• **Objective**: Skip every picture and transcribe the remaining material exactly.

• **Dataset content**:
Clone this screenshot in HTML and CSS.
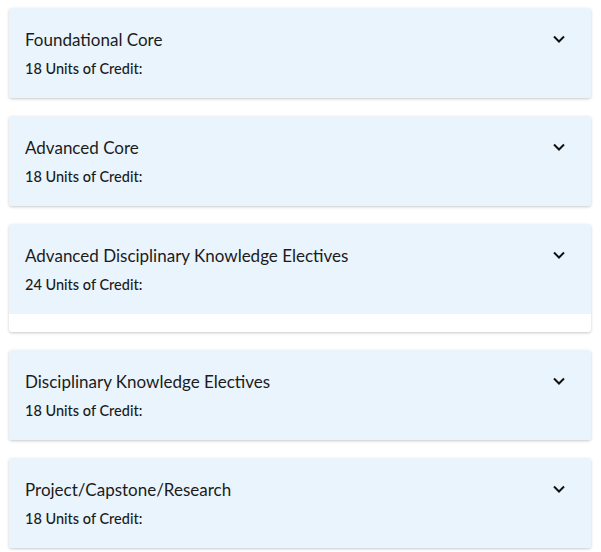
FILE: index.html
```html
<!DOCTYPE html>
<html lang="en">
<head>
    <meta charset="UTF-8">
    <meta name="viewport" content="width=device-width, initial-scale=1.0">
    <title>Program Structure</title>
    <link rel="stylesheet" href="styles.css">
</head>
<body>
    <div class="accordion">
        <div class="panel">
            <div class="panel-head">
                <div class="panel-text">
                    <h3 class="panel-title">Foundational Core</h3>
                    <p class="panel-uoc">18 Units of Credit:</p>
                </div>
                <svg class="chevron" width="12" height="8" viewBox="0 0 12 8"><path d="M1 1.5l5 5 5-5" fill="none" stroke="#111" stroke-width="2"/></svg>
            </div>
        </div>
        <div class="panel">
            <div class="panel-head">
                <div class="panel-text">
                    <h3 class="panel-title">Advanced Core</h3>
                    <p class="panel-uoc">18 Units of Credit:</p>
                </div>
                <svg class="chevron" width="12" height="8" viewBox="0 0 12 8"><path d="M1 1.5l5 5 5-5" fill="none" stroke="#111" stroke-width="2"/></svg>
            </div>
        </div>
        <div class="panel">
            <div class="panel-head">
                <div class="panel-text">
                    <h3 class="panel-title">Advanced Disciplinary Knowledge Electives</h3>
                    <p class="panel-uoc">24 Units of Credit:</p>
                </div>
                <svg class="chevron" width="12" height="8" viewBox="0 0 12 8"><path d="M1 1.5l5 5 5-5" fill="none" stroke="#111" stroke-width="2"/></svg>
            </div>
            <div class="panel-body"></div>
        </div>
        <div class="panel">
            <div class="panel-head">
                <div class="panel-text">
                    <h3 class="panel-title">Disciplinary Knowledge Electives</h3>
                    <p class="panel-uoc">18 Units of Credit:</p>
                </div>
                <svg class="chevron" width="12" height="8" viewBox="0 0 12 8"><path d="M1 1.5l5 5 5-5" fill="none" stroke="#111" stroke-width="2"/></svg>
            </div>
        </div>
        <div class="panel">
            <div class="panel-head">
                <div class="panel-text">
                    <h3 class="panel-title">Project/Capstone/Research</h3>
                    <p class="panel-uoc">18 Units of Credit:</p>
                </div>
                <svg class="chevron" width="12" height="8" viewBox="0 0 12 8"><path d="M1 1.5l5 5 5-5" fill="none" stroke="#111" stroke-width="2"/></svg>
            </div>
        </div>
    </div>
</body>
</html>
```

FILE: styles.css
```css
body {
    margin: 0;
    padding: 8px 10px 8px 9px;
    font-family: Lato, "Open Sans", sans-serif;
    background-color: #fff;
    color: #1b1b1b;
}
.accordion {
    display: flex;
    flex-direction: column;
    gap: 18px;
}
.panel {
    background-color: #fff;
    border-radius: 3px;
    box-shadow: 0 1px 3px rgba(0, 0, 0, 0.22);
    overflow: hidden;
}
.panel-head {
    display: flex;
    justify-content: space-between;
    align-items: flex-start;
    background-color: #eaf4fc;
    padding: 20px 26px 20px 16px;
    height: 50px;
}
.panel-title {
    margin: 0;
    font-size: 17px;
    font-weight: 400;
    line-height: 24px;
}
.panel-uoc {
    margin: 7px 0 0;
    font-size: 14.5px;
    font-weight: 500;
    line-height: 19px;
}
.chevron {
    margin-top: 7px;
}
.panel-body {
    height: 18px;
}
```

• **The answer**:
Clone this screenshot in HTML and CSS.
FILE: index.html
```html
<!DOCTYPE html>
<html lang="en">
<head>
    <meta charset="UTF-8">
    <meta name="viewport" content="width=device-width, initial-scale=1.0">
    <title>Program Structure</title>
    <link rel="stylesheet" href="styles.css">
</head>
<body>
    <div class="accordion">
        <div class="panel">
            <div class="panel-head">
                <div class="panel-text">
                    <h3 class="panel-title">Foundational Core</h3>
                    <p class="panel-uoc">18 Units of Credit:</p>
                </div>
                <svg class="chevron" width="12" height="8" viewBox="0 0 12 8"><path d="M1 1.5l5 5 5-5" fill="none" stroke="#111" stroke-width="2"/></svg>
            </div>
        </div>
        <div class="panel">
            <div class="panel-head">
                <div class="panel-text">
                    <h3 class="panel-title">Advanced Core</h3>
                    <p class="panel-uoc">18 Units of Credit:</p>
                </div>
                <svg class="chevron" width="12" height="8" viewBox="0 0 12 8"><path d="M1 1.5l5 5 5-5" fill="none" stroke="#111" stroke-width="2"/></svg>
            </div>
        </div>
        <div class="panel">
            <div class="panel-head">
                <div class="panel-text">
                    <h3 class="panel-title">Advanced Disciplinary Knowledge Electives</h3>
                    <p class="panel-uoc">24 Units of Credit:</p>
                </div>
                <svg class="chevron" width="12" height="8" viewBox="0 0 12 8"><path d="M1 1.5l5 5 5-5" fill="none" stroke="#111" stroke-width="2"/></svg>
            </div>
            <div class="panel-body"></div>
        </div>
        <div class="panel">
            <div class="panel-head">
                <div class="panel-text">
                    <h3 class="panel-title">Disciplinary Knowledge Electives</h3>
                    <p class="panel-uoc">18 Units of Credit:</p>
                </div>
                <svg class="chevron" width="12" height="8" viewBox="0 0 12 8"><path d="M1 1.5l5 5 5-5" fill="none" stroke="#111" stroke-width="2"/></svg>
            </div>
        </div>
        <div class="panel">
            <div class="panel-head">
                <div class="panel-text">
                    <h3 class="panel-title">Project/Capstone/Research</h3>
                    <p class="panel-uoc">18 Units of Credit:</p>
                </div>
                <svg class="chevron" width="12" height="8" viewBox="0 0 12 8"><path d="M1 1.5l5 5 5-5" fill="none" stroke="#111" stroke-width="2"/></svg>
            </div>
        </div>
    </div>
</body>
</html>
```

FILE: styles.css
```css
body {
    margin: 0;
    padding: 8px 10px 8px 9px;
    font-family: Lato, "Open Sans", sans-serif;
    background-color: #fff;
    color: #1b1b1b;
}
.accordion {
    display: flex;
    flex-direction: column;
    gap: 18px;
}
.panel {
    background-color: #fff;
    border-radius: 3px;
    box-shadow: 0 1px 3px rgba(0, 0, 0, 0.22);
    overflow: hidden;
}
.panel-head {
    display: flex;
    justify-content: space-between;
    align-items: flex-start;
    background-color: #eaf4fc;
    padding: 20px 26px 20px 16px;
    height: 50px;
}
.panel-title {
    margin: 0;
    font-size: 17px;
    font-weight: 400;
    line-height: 24px;
}
.panel-uoc {
    margin: 7px 0 0;
    font-size: 14.5px;
    font-weight: 500;
    line-height: 19px;
}
.chevron {
    margin-top: 7px;
}
.panel-body {
    height: 18px;
}
```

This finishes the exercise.